What if someone just cannot allow themselves to let go of something because it reminds them so profoundly of the person who has gone? What if this holding on to the past has become self destructive, to the point where objects are taking over? This body of work contemplates the loss and grief of an intergenerational father-daughter relationship through the insistent presence of the piano.
Dialogue with my Father
2022-2025
Single channel colour HD video
stereo sound composition
Duration: 7’20”
Location: Suffolk
This moving image work explores the inter-generational relationship between father and daughter; grief and loss; the piano that belonged to my father, on which he used to compose. I push the heavy bulk of this domestic, upright instrument around on the concrete floor trying and failing to find it space in the room. Frustration strips the piano of its dignity, tortured and destroyed. Braced, it fights back stoically, belligerent, vibrating a dance to its raucous rumbling, dainty wheels twist in agony under its defiant weight, before taking you on a mesmerising journey inside the piano accompanied by a composition that gives voice to its involuntary creeks and resonances.
2025 screened as part of Dialogues by Sophie Standford (UK) DIVFUSE Film Archive No.1 with a theme on domesticity.
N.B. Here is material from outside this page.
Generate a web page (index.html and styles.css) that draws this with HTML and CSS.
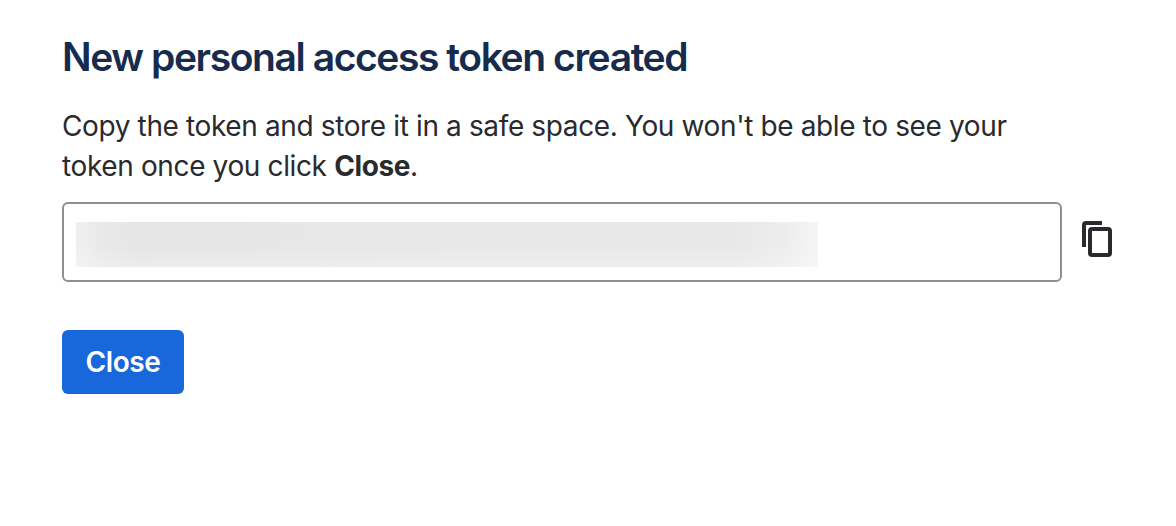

Dialogue with my Father: Piano
2023 Single channel colour HD video
stereo sound
Duration: 8’00” Location: Suffolk
Piano is a performed act. I push the heavy weight of this upright instrument around on the concrete floor trying and failing to find it space in the room.
Dialogue with my Father: Meno Mosso
2019 Single channel colour HD video
stereo sound
Duration: 5’20” Location: Suffolk
Meno Mosso is a short film which focuses on the piano that belonged to my father, on which he used to compose. The title comes from his Cello Concerto manuscript score, written the year I was born, entrusted to me as literary executor, handwritten on tracing paper in preparation for print.
Dialogue with my Father: the archive (work on paper)
The extraordinary responsibility of sorting and caring for the archive of another artist; the proximity to their presence through handwritten manuscripts and notes; regret for the unspoken dialogues. An ongoing palimpsest of works on paper still bearing visible traces of the original hand.